A new online library that digitizes selected holdings from more than 30 institutions around the world, including the Yale University library, officially launched Tuesday in a Paris ceremony.

The World Digital Library assembles a collection of materials — including manuscripts, maps and rare books, among others — into an online database and makes them available free of charge to any Internet user. The Library of Congress developed the WDL in cooperation with 33 institutions and sponsorship from several major private U.S. corporations.

“One of the Library’s highest priorities is to support and promote Yale as a truly global university,” Associate University Librarian for Collections and International Programs Ann Okerson said in a statement. “The World Digital Library will not only open many of our collections to the world, but will also support teaching and scholarship at Yale in area studies, languages and world cultures.”

The WDL can accommodate an unlimited number of entries across all disciplines. The site displays each entry with a video explanation of the item, provided by a representative of the institution that contributed the item.

So far, Yale has uploaded 27 items from collections unique to the University.
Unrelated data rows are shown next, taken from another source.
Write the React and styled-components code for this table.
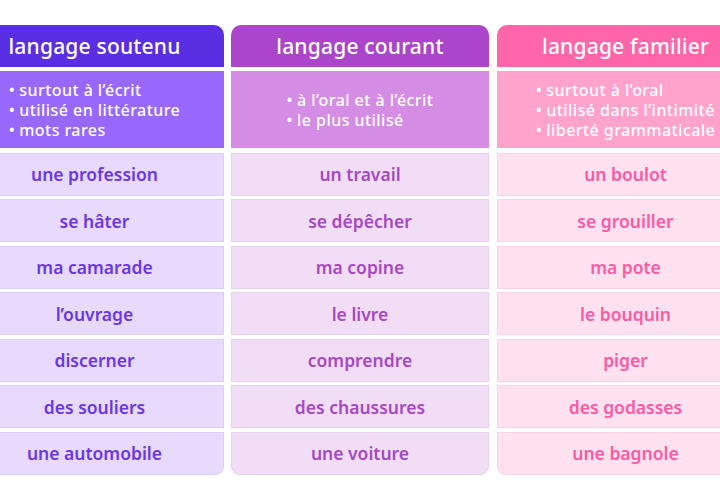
import React from 'react'
import styled, { createGlobalStyle } from 'styled-components'

const GlobalStyle = createGlobalStyle`
  body {
    margin: 0;
    background: #ffffff;
    overflow: hidden;
    font-family: "Noto Sans", "Open Sans", sans-serif;
  }
`

const columns = [
  {
    title: 'langage soutenu',
    head: '#5a2ee3',
    desc: '#9868fc',
    cell: '#e7dafd',
    edge: '#ddcdfb',
    text: '#6b37e6',
    notes: ['surtout à l’écrit', 'utilisé en littérature', 'mots rares'],
    words: ['une profession', 'se hâter', 'ma camarade', 'l’ouvrage', 'discerner', 'des souliers', 'une automobile'],
  },
  {
    title: 'langage courant',
    head: '#ab45c9',
    desc: '#d58ce5',
    cell: '#f2ddf6',
    edge: '#ead0f1',
    text: '#a648c5',
    notes: ['à l’oral et à l’écrit', 'le plus utilisé'],
    words: ['un travail', 'se dépêcher', 'ma copine', 'le livre', 'comprendre', 'des chaussures', 'une voiture'],
  },
  {
    title: 'langage familier',
    head: '#ff65a9',
    desc: '#ffa3cd',
    cell: '#ffe1ef',
    edge: '#fcd3e6',
    text: '#fb5aa5',
    notes: ['surtout à l’oral', 'utilisé dans l’intimité', 'liberté grammaticale'],
    words: ['un boulot', 'se grouiller', 'ma pote', 'le bouquin', 'piger', 'des godasses', 'une bagnole'],
  },
]

const Page = styled.div`
  display: flex;
  justify-content: center;
  padding-top: 25px;
`
const Table = styled.div`
  flex: none;
  width: 789px;
  display: grid;
  grid-template-columns: repeat(3, 258px);
  column-gap: 7.5px;
`
const Column = styled.div`
  display: flex;
  flex-direction: column;
`
const Header = styled.div`
  height: 42px;
  display: flex;
  align-items: center;
  justify-content: center;
  background: ${props => props.color};
  border-radius: 10px 10px 0 0;
  color: #fff;
  font-size: 21px;
  font-weight: 500;
  letter-spacing: 0.2px;
  padding-bottom: 1px;
  box-sizing: border-box;
`
const Desc = styled.div`
  margin-top: 4px;
  height: 77px;
  display: flex;
  align-items: center;
  justify-content: center;
  background: ${props => props.color};
`
const Notes = styled.ul`
  margin: 0;
  padding: 0;
  list-style: none;
  color: #fff;
  font-size: 16px;
  font-weight: 500;
  line-height: 20px;
  letter-spacing: 0.45px;
`
const Note = styled.li`
  &::before {
    content: '•';
    margin-right: 4px;
  }
`
const Rows = styled.div`
  margin-top: 4.5px;
  display: flex;
  flex-direction: column;
  gap: 3.5px;
`
const Cell = styled.div`
  height: 43px;
  display: flex;
  align-items: center;
  justify-content: center;
  background: ${props => props.color};
  box-shadow: inset 0 0 0 1px ${props => props.edge};
  color: ${props => props.text};
  font-size: 17.5px;
  font-weight: 600;

  &:last-child {
    border-radius: 0 0 9px 9px;
  }
`

const App = () => {
  return (
    <Page>
      <GlobalStyle />
      <Table>
        {columns.map(col => (
          <Column key={col.title}>
            <Header color={col.head}>{col.title}</Header>
            <Desc color={col.desc}>
              <Notes>
                {col.notes.map(n => <Note key={n}>{n}</Note>)}
              </Notes>
            </Desc>
            <Rows>
              {col.words.map(w => (
                <Cell key={w} color={col.cell} edge={col.edge} text={col.text}>{w}</Cell>
              ))}
            </Rows>
          </Column>
        ))}
      </Table>
    </Page>
  )
}

export default App
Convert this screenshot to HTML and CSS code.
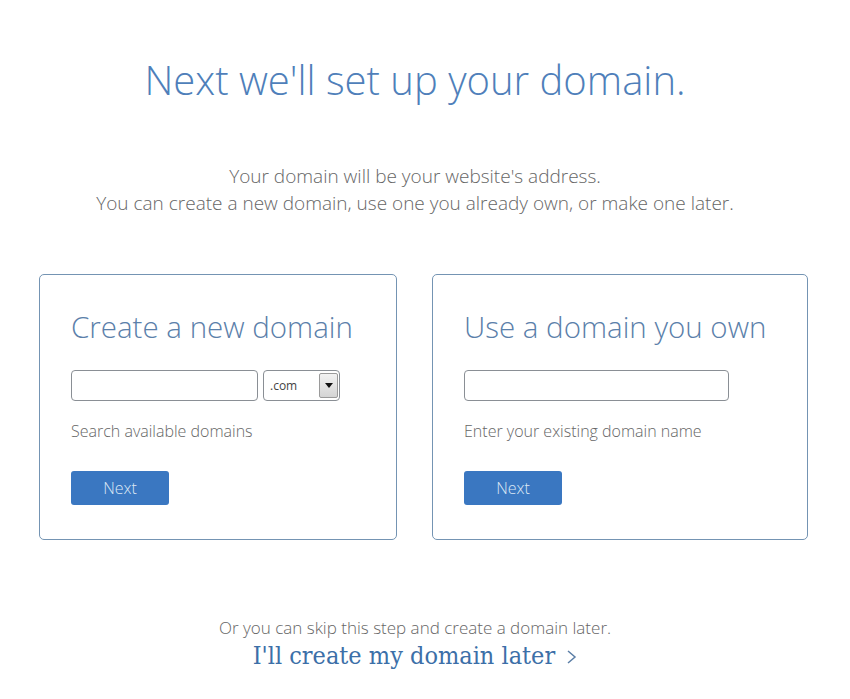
FILE: index.html
```html
<!DOCTYPE html>
<html lang="en">
<head>
    <meta charset="UTF-8">
    <title>Set up your domain</title>
    <link rel="stylesheet" href="styles.css">
</head>
<body>

<div class="page">
    <h1 class="title">Next we'll set up your domain.</h1>

    <p class="intro">
        Your domain will be your website's address.<br>
        You can create a new domain, use one you already own, or make one later.
    </p>

    <div class="cards">
        <!-- 新域名 -->
        <div class="card card-new">
            <h2 class="card-title">Create a new domain</h2>
            <div class="field-row">
                <input class="text-input input-new" type="text">
                <div class="tld-select">
                    <span class="tld-value">.com</span>
                    <span class="tld-arrow"></span>
                </div>
            </div>
            <div class="hint">Search available domains</div>
            <button class="next-btn">Next</button>
        </div>

        <!-- 已有域名 -->
        <div class="card card-own">
            <h2 class="card-title">Use a domain you own</h2>
            <div class="field-row">
                <input class="text-input input-own" type="text">
            </div>
            <div class="hint">Enter your existing domain name</div>
            <button class="next-btn">Next</button>
        </div>
    </div>

    <div class="skip">
        <div class="skip-text">Or you can skip this step and create a domain later.</div>
        <a class="skip-link" href="#">I'll create my domain later
            <svg class="chev" width="11" height="14" viewBox="0 0 11 14"><polyline points="2,1 9,7 2,13" fill="none" stroke="#5b7ea6" stroke-width="1.5"/></svg>
        </a>
    </div>
</div>

</body>
</html>
```

FILE: styles.css
```css
body {
    margin: 0;
    background-color: #fff;
    font-family: 'Open Sans', 'Noto Sans', sans-serif;
    font-weight: 300;
    color: #666;
}

.page {
    width: 830px;
    display: flex;
    flex-direction: column;
    align-items: center;
}

.title {
    margin: 56px 0 0;
    font-size: 40px;
    font-weight: 300;
    line-height: 48px;
    color: #4f7fba;
}

.intro {
    margin: 59px 0 0;
    font-size: 19px;
    line-height: 27px;
    text-align: center;
    color: #666;
}

.cards {
    display: flex;
    gap: 35px;
    margin: 57px 0 0 17px;
}

.card {
    height: 266px;
    box-sizing: border-box;
    border: 1px solid #7494b3;
    border-radius: 5px;
    padding: 31px 31px 0;
}

.card-new {
    width: 358px;
}

.card-own {
    width: 376px;
}

.card-title {
    margin: 0;
    font-size: 29.5px;
    font-weight: 300;
    line-height: 42px;
    color: #5b80aa;
}

.field-row {
    display: flex;
    gap: 5px;
    margin-top: 22px;
}

.text-input {
    height: 31px;
    box-sizing: border-box;
    border: 1px solid #8a8f95;
    border-radius: 4px;
    padding: 0 6px;
    margin: 0;
}

.input-new {
    width: 187px;
}

.input-own {
    width: 265px;
}

.tld-select {
    width: 77px;
    height: 31px;
    box-sizing: border-box;
    border: 1px solid #8a8f95;
    border-radius: 4px;
    display: flex;
    align-items: center;
    justify-content: space-between;
    padding: 2px 1px 2px 6px;
}

.tld-value {
    font-size: 12px;
    font-weight: 400;
    color: #444;
}

.tld-arrow {
    width: 19px;
    height: 25px;
    box-sizing: border-box;
    border: 1px solid #9a9a9a;
    border-radius: 2px;
    background: linear-gradient(#f2f2f2, #d4d4d4);
    position: relative;
}

.tld-arrow::after {
    content: '';
    position: absolute;
    left: 5px;
    top: 9px;
    border-left: 4px solid transparent;
    border-right: 4px solid transparent;
    border-top: 5px solid #111;
}

.hint {
    margin-top: 19px;
    font-size: 16px;
    line-height: 22px;
    color: #666;
}

.next-btn {
    display: block;
    margin-top: 29px;
    width: 98px;
    height: 34px;
    border: none;
    border-radius: 3px;
    background-color: #3a77c1;
    color: #dce8f5;
    font-family: 'Open Sans', sans-serif;
    font-weight: 300;
    font-size: 16px;
    cursor: pointer;
}

.skip {
    margin-top: 76px;
    text-align: center;
}

.skip-text {
    font-size: 17px;
    line-height: 24px;
    color: #666;
}

.skip-link {
    display: inline-block;
    margin-top: 1px;
    font-family: 'DejaVu Serif Condensed', 'DejaVu Serif', serif;
    font-size: 25px;
    line-height: 30px;
    color: #3c6fa8;
    text-decoration: none;
}

.chev {
    margin-left: 4px;
}
```
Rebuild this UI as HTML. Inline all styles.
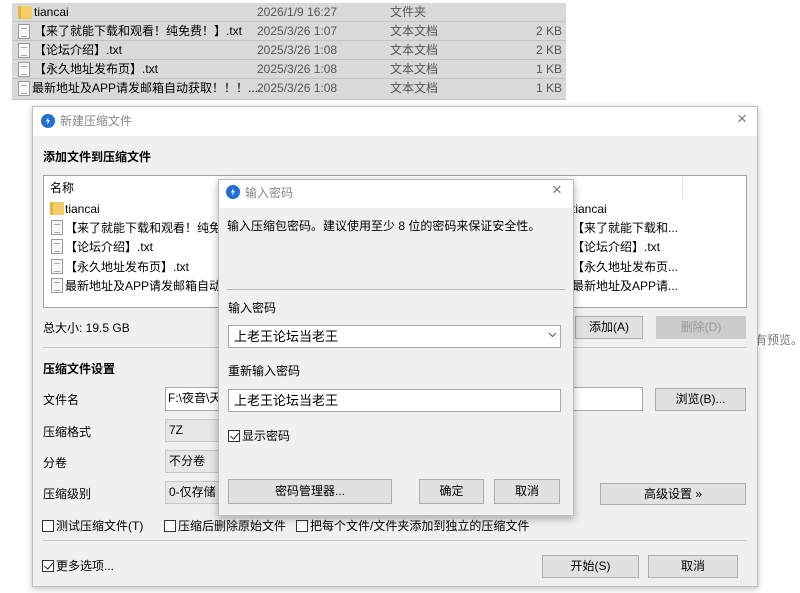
<!DOCTYPE html>
<html><head><meta charset="utf-8"><style>
*{box-sizing:border-box;margin:0;padding:0}
body{width:800px;height:593px;background:#fff;position:relative;overflow:hidden;font-family:"Liberation Sans","Noto Sans CJK SC",sans-serif;font-size:12px;line-height:16px;color:#000}
.a{position:absolute;white-space:nowrap;line-height:16px}
.row{position:absolute;left:12px;width:554px;height:19px;background:#d9d9d9;border-bottom:1px solid #c4c4c4}
.row span{position:absolute;top:0;line-height:18px}
.d{left:245px;color:#555}.t{left:378px;color:#555}.s{right:4px;color:#555}
.doc{position:absolute;width:12px;height:15px;border:1px solid #999;background:#f7f7f7}
.doc:after{content:"";position:absolute;left:2px;top:3px;width:6px;height:7px;border-top:1px solid #aaa;border-bottom:1px solid #aaa}
.fold{position:absolute;width:14px;height:13px;background:#f3cd68;border-left:3px solid #e2b44a}
.btn{position:absolute;background:#e1e1e1;border:1px solid #adadad;text-align:center;line-height:21px;white-space:nowrap}
.inp{position:absolute;background:#fff;border:1px solid #a8a8a8;padding-left:5px;line-height:21px;white-space:nowrap;overflow:hidden}
.sel{position:absolute;background:#e6e6e6;border:1px solid #c8c8c8;padding-left:3px;line-height:21px}
.cb{display:inline-block;width:12px;height:12px;border:1px solid #333;vertical-align:-2px;margin-right:2px;background:#fff;position:relative}
.cb.on:after{content:"";position:absolute;left:3px;top:0px;width:4px;height:7px;border:solid #222;border-width:0 1.3px 1.3px 0;transform:rotate(40deg)}
.logo{position:absolute;width:14px;height:14px;border-radius:50%;background:#1e6fd0}
.logo:after{content:"";position:absolute;left:5px;top:3px;width:4px;height:8px;background:#fff;clip-path:polygon(60% 0,0 55%,45% 55%,30% 100%,100% 40%,55% 40%)}
.hr{position:absolute;height:1px;background:#c8c8c8}
</style></head><body>
<div class="row" style="top:3px"><div class="fold" style="left:6px;top:3px"></div><span style="left:22px">tiancai</span><span class="d">2026/1/9 16:27</span><span class="t">文件夹</span></div>
<div class="row" style="top:22px"><div class="doc" style="left:6px;top:2px"></div><span style="left:22px">【来了就能下载和观看！纯免费！】.txt</span><span class="d">2025/3/26 1:07</span><span class="t">文本文档</span><span class="s">2 KB</span></div>
<div class="row" style="top:41px"><div class="doc" style="left:6px;top:2px"></div><span style="left:22px">【论坛介绍】.txt</span><span class="d">2025/3/26 1:08</span><span class="t">文本文档</span><span class="s">2 KB</span></div>
<div class="row" style="top:60px"><div class="doc" style="left:6px;top:2px"></div><span style="left:22px">【永久地址发布页】.txt</span><span class="d">2025/3/26 1:08</span><span class="t">文本文档</span><span class="s">1 KB</span></div>
<div class="row" style="top:79px;height:21px"><div class="doc" style="left:6px;top:2px"></div><span style="left:20px">最新地址及APP请发邮箱自动获取！！！....</span><span class="d">2025/3/26 1:08</span><span class="t">文本文档</span><span class="s">1 KB</span></div>

<div class="a" style="left:755px;top:332px;color:#777">有预览。</div>

<div class="a" style="left:32px;top:106px;width:726px;height:481px;background:#f0f0f0;border:1px solid #bfbfbf;box-shadow:0 2px 6px rgba(0,0,0,.25)">
<div class="a" style="left:0;top:0;width:724px;height:29px;background:#fff"></div>
</div>
<div class="logo" style="left:41px;top:114px"></div>
<div class="a" style="left:60px;top:113px;color:#888">新建压缩文件</div>
<div class="a" style="left:737px;top:111px;color:#777;font-size:17px">×</div>
<div class="a" style="left:43px;top:149px;font-weight:bold">添加文件到压缩文件</div>
<div class="a" style="left:43px;top:175px;width:704px;height:133px;background:#fff;border:1px solid #a0a0a0"></div>
<div class="a" style="left:682px;top:177px;width:1px;height:22px;background:#e5e5e5"></div>
<div class="a" style="left:50px;top:180px">名称</div>
<div class="fold" style="left:50px;top:202px"></div><div class="a" style="left:65px;top:201px">tiancai</div>
<div class="doc" style="left:51px;top:220px"></div><div class="a" style="left:65px;top:220px">【来了就能下载和观看！纯免费</div>
<div class="doc" style="left:51px;top:239px"></div><div class="a" style="left:65px;top:239px">【论坛介绍】.txt</div>
<div class="doc" style="left:51px;top:259px"></div><div class="a" style="left:65px;top:259px">【永久地址发布页】.txt</div>
<div class="doc" style="left:51px;top:278px"></div><div class="a" style="left:65px;top:278px">最新地址及APP请发邮箱自动获</div>
<div class="a" style="left:572px;top:201px">tiancai</div>
<div class="a" style="left:572px;top:220px">【来了就能下载和...</div>
<div class="a" style="left:572px;top:239px">【论坛介绍】.txt</div>
<div class="a" style="left:572px;top:259px">【永久地址发布页...</div>
<div class="a" style="left:572px;top:278px">最新地址及APP请...</div>
<div class="a" style="left:43px;top:320px">总大小: 19.5 GB</div>
<div class="btn" style="left:575px;top:316px;width:68px;height:23px">添加(A)</div>
<div class="btn" style="left:656px;top:316px;width:90px;height:23px;color:#999;background:#ccc;border-color:#ccc">删除(D)</div>
<div class="hr" style="left:43px;top:347px;width:704px"></div>
<div class="a" style="left:43px;top:361px;font-weight:bold">压缩文件设置</div>
<div class="a" style="left:43px;top:392px">文件名</div>
<div class="inp" style="left:165px;top:387px;width:478px;height:24px;padding-left:2px">F:\夜音\天</div>
<div class="btn" style="left:655px;top:388px;width:91px;height:23px">浏览(B)...</div>
<div class="a" style="left:43px;top:424px">压缩格式</div>
<div class="sel" style="left:165px;top:419px;width:100px;height:23px">7Z</div>
<div class="a" style="left:43px;top:455px">分卷</div>
<div class="sel" style="left:165px;top:450px;width:100px;height:23px">不分卷</div>
<div class="a" style="left:43px;top:486px">压缩级别</div>
<div class="sel" style="left:165px;top:481px;width:100px;height:23px">0-仅存储</div>
<div class="btn" style="left:600px;top:483px;width:146px;height:22px">高级设置 »</div>
<div class="a" style="left:42px;top:518px"><span class="cb"></span>测试压缩文件(T)</div>
<div class="a" style="left:164px;top:518px"><span class="cb"></span>压缩后删除原始文件</div>
<div class="a" style="left:296px;top:518px"><span class="cb"></span>把每个文件/文件夹添加到独立的压缩文件</div>
<div class="hr" style="left:43px;top:540px;width:704px"></div>
<div class="a" style="left:42px;top:558px"><span class="cb on"></span>更多选项...</div>
<div class="btn" style="left:542px;top:555px;width:97px;height:23px">开始(S)</div>
<div class="btn" style="left:648px;top:555px;width:90px;height:23px">取消</div>

<div class="a" style="left:218px;top:179px;width:356px;height:337px;background:#f0f0f0;border:1px solid #bbb;box-shadow:0 3px 8px rgba(0,0,0,.3)">
<div class="a" style="left:0;top:0;width:354px;height:28px;background:#fff"></div>
</div>
<div class="logo" style="left:226px;top:185px"></div>
<div class="a" style="left:245px;top:185px;color:#888">输入密码</div>
<div class="a" style="left:552px;top:182px;color:#777;font-size:17px">×</div>
<div class="a" style="left:227px;top:218px">输入压缩包密码。建议使用至少 8 位的密码来保证安全性。</div>
<div class="hr" style="left:227px;top:289px;width:338px;background:#bbb"></div>
<div class="a" style="left:228px;top:300px">输入密码</div>
<div class="inp" style="left:228px;top:325px;width:333px;height:23px;font-size:13px">上老王论坛当老王</div>
<svg class="a" style="left:548px;top:332px" width="9" height="6"><path d="M1 1 L4.5 4.5 L8 1" fill="none" stroke="#555" stroke-width="1"/></svg>
<div class="a" style="left:228px;top:363px">重新输入密码</div>
<div class="inp" style="left:228px;top:389px;width:333px;height:23px;font-size:13px">上老王论坛当老王</div>
<div class="a" style="left:228px;top:428px"><span class="cb on"></span>显示密码</div>
<div class="btn" style="left:228px;top:479px;width:164px;height:25px;line-height:23px">密码管理器...</div>
<div class="btn" style="left:419px;top:479px;width:65px;height:25px;line-height:23px">确定</div>
<div class="btn" style="left:494px;top:479px;width:66px;height:25px;line-height:23px">取消</div>
</body></html>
The contribution includes 22 pencil drawings of Amistad slave ship prisoners, a primer in Arabic calligraphy and a journal kept by a member of Ferdinand Magellan’s 1522 circumnavigation of the globe.

“We will certainly be adding more content,” Library Communications Coordinator Geoffrey Little said. “We could have a large amount of material coming from all libraries, Yale University Art Gallery, the Yale Center for British Art.”

Okerson, who was in Paris for the launch ceremony, declined to comment on Tuesday afternoon.

According to the WDL’s Web site, the collection aims to “build capacity in partner institutions to narrow the digital divide within and between countries.”

At launch, World Digital Library contained about 1,200 documents in Arabic, Chinese, English, French, Portuguese, Russian and Spanish. Little said the number of entries is expected to increase exponentially as more institutions join and current contributors digitize more archives.

The Library of Congress, Brown University Library, John Carter Brown Library and Yale University Library are the only four North American institutions participating in this project.